Could you share Rhino Health’s vision for enabling rapid model creation by using more diverse data?
We envision an ecosystem of AI developers and users, collaborating without fear or constraint, while respecting the boundaries of regulations.. Collaborators are able to rapidly identify necessary training and testing data from across geographies, access and interact with that data, and iterate on model development in order to ensure sufficient generalizability, performance and safety.
At the crux of this, is the Rhino Health Platform, providing a ‘one-stop-shop’ for AI developers to construct massive and diverse datasets, train and validate AI algorithms, and continually monitor and maintain deployed AI products.
How does the Rhino Health platform prevent AI bias and offer AI explainability?
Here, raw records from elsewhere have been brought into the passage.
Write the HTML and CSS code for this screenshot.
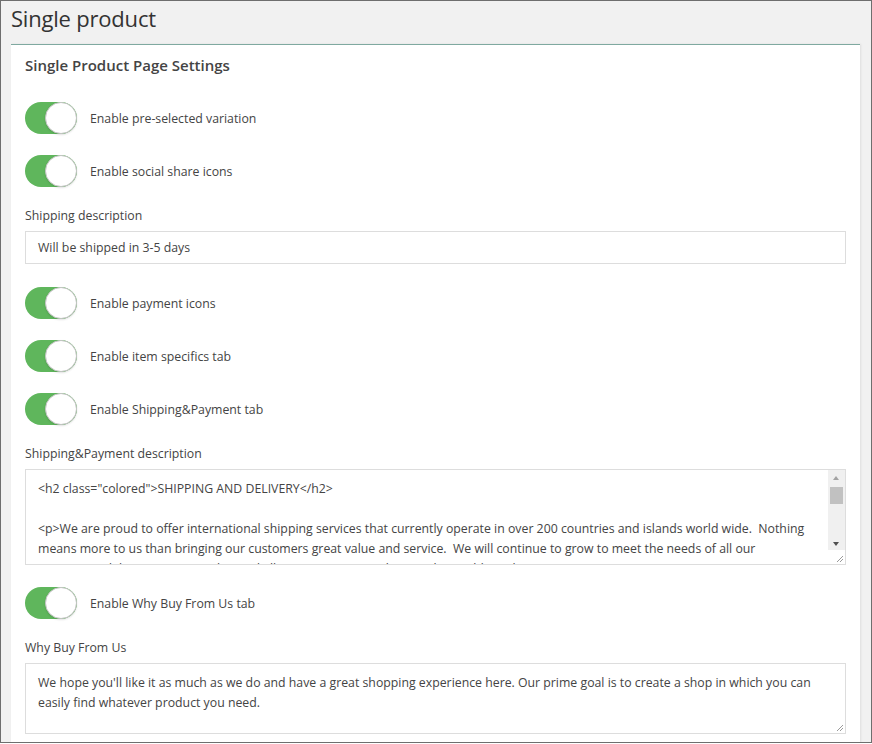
FILE: index.html
```html
<!DOCTYPE html>
<html>
<head>
<meta charset="utf-8">
<link rel="stylesheet" href="styles.css">
</head>
<body>
<div class="frame">
  <h1 class="page-title">Single product</h1>
  <div class="card">
    <h2 class="card-title">Single Product Page Settings</h2>

    <div class="toggle-row"><span class="toggle"><span class="knob"></span></span><span class="toggle-label">Enable pre-selected variation</span></div>
    <div class="toggle-row"><span class="toggle"><span class="knob"></span></span><span class="toggle-label">Enable social share icons</span></div>

    <div class="field">
      <label class="field-label">Shipping description</label>
      <div class="input">Will be shipped in 3-5 days</div>
    </div>

    <div class="toggle-row"><span class="toggle"><span class="knob"></span></span><span class="toggle-label">Enable payment icons</span></div>
    <div class="toggle-row"><span class="toggle"><span class="knob"></span></span><span class="toggle-label">Enable item specifics tab</span></div>
    <div class="toggle-row"><span class="toggle"><span class="knob"></span></span><span class="toggle-label">Enable Shipping&amp;Payment tab</span></div>

    <div class="field">
      <label class="field-label">Shipping&amp;Payment description</label>
      <div class="textarea ta-scroll">
        <div class="ta-text">&lt;h2 class="colored"&gt;SHIPPING AND DELIVERY&lt;/h2&gt;<br><br>&lt;p&gt;We are proud to offer international shipping services that currently operate in over 200 countries and islands world wide.&nbsp; Nothing means more to us than bringing our customers great value and service.&nbsp; We will continue to grow to meet the needs of all our customers, delivering a service beyond all expectations anywhere in the world we ship to.</div>
        <div class="scrollbar">
          <span class="sb-arrow up"></span>
          <span class="sb-thumb"></span>
          <span class="sb-arrow down"></span>
        </div>
        <svg class="grip" width="10" height="10" viewBox="0 0 10 10"><path d="M9 3 L3 9 M9 6 L6 9" stroke="#9a9a9a" stroke-width="1" fill="none"/></svg>
      </div>
    </div>

    <div class="toggle-row"><span class="toggle"><span class="knob"></span></span><span class="toggle-label">Enable Why Buy From Us tab</span></div>

    <div class="field">
      <label class="field-label">Why Buy From Us</label>
      <div class="textarea ta-why">
        <div class="ta-text">We hope you'll like it as much as we do and have a great shopping experience here. Our prime goal is to create a shop in which you can easily find whatever product you need.</div>
        <svg class="grip" width="10" height="10" viewBox="0 0 10 10"><path d="M9 3 L3 9 M9 6 L6 9" stroke="#9a9a9a" stroke-width="1" fill="none"/></svg>
      </div>
    </div>
  </div>
</div>
</body>
</html>
```
FILE: styles.css
```css
* { box-sizing: border-box; }
html, body { margin: 0; padding: 0; }
body {
  width: 872px;
  height: 744px;
  overflow: hidden;
  font-family: "Segoe UI", "Open Sans", "Noto Sans", sans-serif;
  color: #444;
  background: #fff;
}
.frame {
  width: 872px;
  height: 743px;
  border: 1px solid #6e6e6e;
  background: #f1f1f1;
  padding: 0 11px 0 10px;
  overflow: hidden;
}
.page-title {
  margin: 0;
  padding: 2px 0 0 0;
  height: 43px;
  font-size: 22px;
  font-weight: 400;
  color: #333;
  letter-spacing: -0.2px;
}
.card {
  background: #fff;
  border-top: 1px solid #7fa9a0;
  box-shadow: 1px 0 2px rgba(0,0,0,0.08);
  padding: 9px 14px 6px 14px;
  height: 720px;
}
.card-title {
  margin: 0 0 26px 0;
  font-size: 15px;
  font-weight: 600;
  color: #444;
  line-height: 22px;
}
.toggle-row {
  display: flex;
  align-items: center;
  height: 32px;
  margin-bottom: 21px;
}
.toggle {
  position: relative;
  display: inline-block;
  width: 52px;
  height: 32px;
  border-radius: 16px;
  background: #5fb65c;
  flex-shrink: 0;
}
.knob {
  position: absolute;
  right: 0;
  top: 0;
  width: 32px;
  height: 32px;
  border-radius: 50%;
  background: #fff;
  border: 1px solid #c4c4c4;
  box-shadow: 0 1px 2px rgba(0,0,0,0.12);
}
.toggle-label {
  margin-left: 13px;
  font-size: 12.3px;
  color: #444;
}
.field-label {
  display: block;
  font-size: 12.3px;
  color: #444;
  line-height: 18px;
  margin: -1px 0 6px 0;
}
.input {
  height: 33px;
  border: 1px solid #ddd;
  padding: 0 12px;
  font-size: 12.3px;
  line-height: 31px;
  color: #444;
  margin: 1px 0 23px 0;
}
.textarea {
  position: relative;
  border: 1px solid #ddd;
  font-size: 12.3px;
  line-height: 20px;
  color: #444;
  overflow: hidden;
}
.ta-text { padding: 9px 12px 0 12px; }
.ta-scroll { height: 96px; margin-bottom: 22px; }
.ta-scroll .ta-text { padding-right: 30px; }
.ta-why { height: 71px; }
.scrollbar {
  position: absolute;
  right: 0;
  top: 0;
  width: 17px;
  height: 80px;
  background: #f0f0f0;
}
.sb-arrow {
  position: absolute;
  left: 5px;
  width: 0; height: 0;
  border-left: 3.5px solid transparent;
  border-right: 3.5px solid transparent;
}
.sb-arrow.up { top: 6px; border-bottom: 4px solid #a3a3a3; }
.sb-arrow.down { bottom: 4px; border-top: 4px solid #505050; }
.sb-thumb {
  position: absolute;
  left: 2px;
  top: 17px;
  width: 13px;
  height: 17px;
  background: #c1c1c1;
}
.grip {
  position: absolute;
  right: 1px;
  bottom: 1px;
}
```
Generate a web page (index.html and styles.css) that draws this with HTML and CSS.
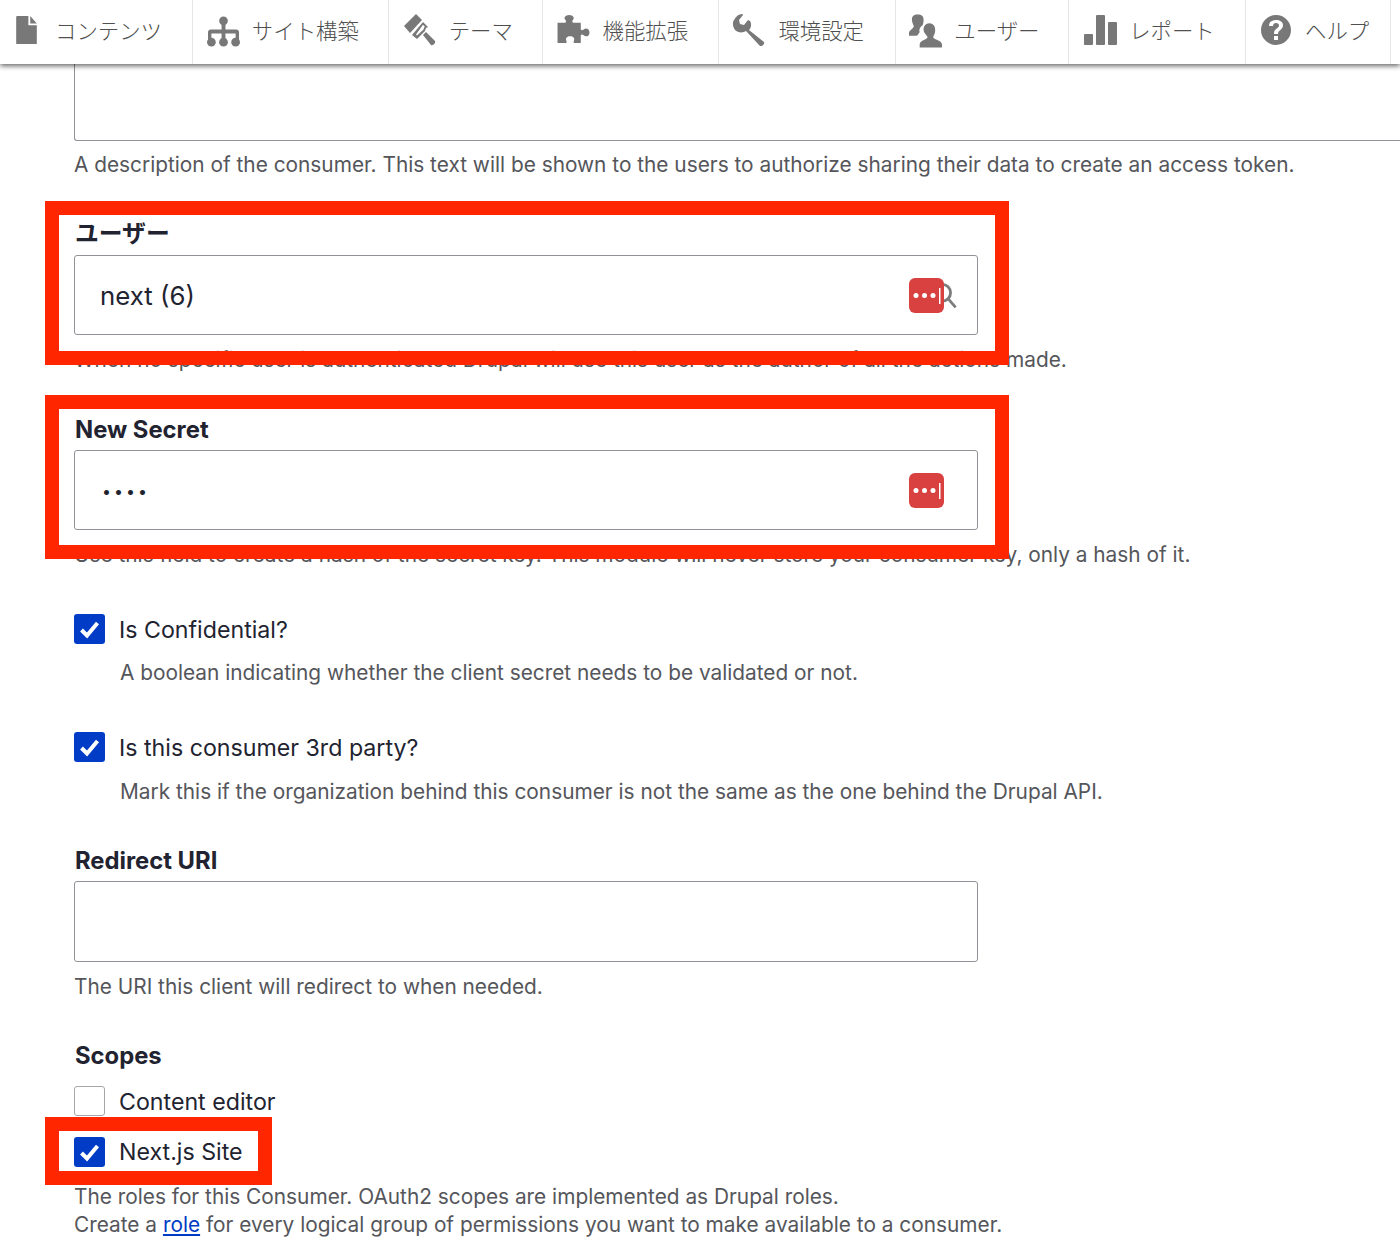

By unlocking and streamlining data collaborations, AI developers are able to leverage larger, more diverse datasets in the training and testing of their applications. The result of more robust datasets is a more generalizable product that is not burdened by the biases of a single institution or narrow dataset. In support of AI explainability, our platform provides a clear view into the data leveraged throughout the development process, with the ability to analyze data origins, distributions of values and other key metrics to ensure adequate data diversity and quality. In addition, our platform enables functionality that is not possible if data is simply pooled together, including allowing users to further enhance their datasets with additional variables, such as those computed from existing data points, in order to investigate causal inference and mitigate confounders.
How do you respond to physicians who are worried that an overreliance on AI could lead to biased results that aren’t independently validated?
We empathize with this concern and recognize that a number of the applications in the market today may in fact be biased. Our response is that we must come together as an industry, as a healthcare community that is first and foremost concerned with patient safety, in order to define policies and procedures to prevent such biases and ensure safe, effective AI applications. AI developers have the responsibility to ensure their marketed AI products are independently validated in order to achieve the trust of both healthcare professionals and patients. Rhino Health is dedicated to supporting safe, trustworthy AI products and is working with partners to enable and streamline independent validation of AI applications ahead of deployment in clinical settings by unlocking the barriers to the necessary validation data.
What’s your vision for the future of AI in healthcare?
Rhino Health’s vision is of a world where AI has achieved its full potential in healthcare. We are diligently working towards creating transparency and fostering collaboration by asserting privacy in order to enable this world. We envision healthcare AI that is not limited by firewalls, geographies or regulatory restrictions. AI developers will have controlled access to all of the data they need to build powerful, generalizable models – and to continuously monitor and improve them with a flow of data in real time. Providers and patients will have the confidence of knowing they do not lose control over their data, and can ensure it’s being used for good. Regulators will be able to monitor the efficacy of models used in pharmaceutical & device development in real time. Public health organizations will benefit from these advances in AI while patients and providers rest easy knowing that privacy is protected.